When I announced the winners on Monday, February 10th, 2014, I said: “Shirley Temple Black will be 86 on April 23rd. We’ll have to do something to honor her.”
She died that evening. The outpouring on social media was tidal. It was also eerie. I was about to ship off the last Shirley Temple doll I was selling. Not only was it the last one, it was the best one: the incandescent 35″ life-size Ideal Playpal Shirley in her original pale blue party dress from 1959. She lit up my mother’s doll room just as the real Shirley Temple had in all of her movies. The 39″-tall rectangular box she was being mailed in looked like a coffin now. I handed the box over at the post office and couldn’t get back to my car and the box of tissues in it fast enough.

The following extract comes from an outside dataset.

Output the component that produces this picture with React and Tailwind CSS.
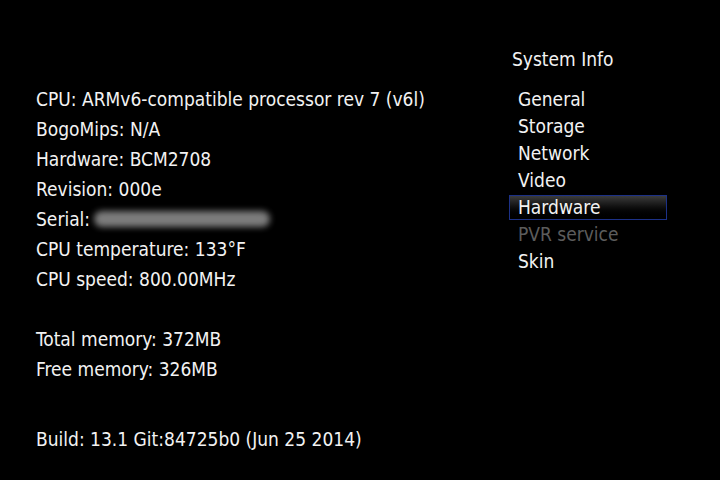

All I could think about was that this doll, that I loved so much as a little girl and reconnected with 40 years later when I cared for my mother, and the real Shirley were gone. As was my mother, still and always.
Donna says
July 9, 2015 at 5:00 pmI am trying to find out about my Shirley temple doll. She is 16″ composition and her back says Shirley temple and her head does too but no ideal.
Jo Maeder says
July 9, 2015 at 5:20 pmThank you for asking! I learned a lot about my mother’s dolls by Googling and looking through the IMAGES pages until I saw one that looked similar. Or using the doll guide books by Jan Foulke’s and Linda Edward. Also the sites eBay and Ruby Lane. There is now a Facebook page called LET’S ID OUR DOLLS that should be able to help you if those sources fail. https://www.facebook.com/groups/280801778766912/?fref=nf
There were many Shirleys made over the years. If she’s wearing an original outfit it will make it easier to identify her. Hope that helps. Enjoy your doll.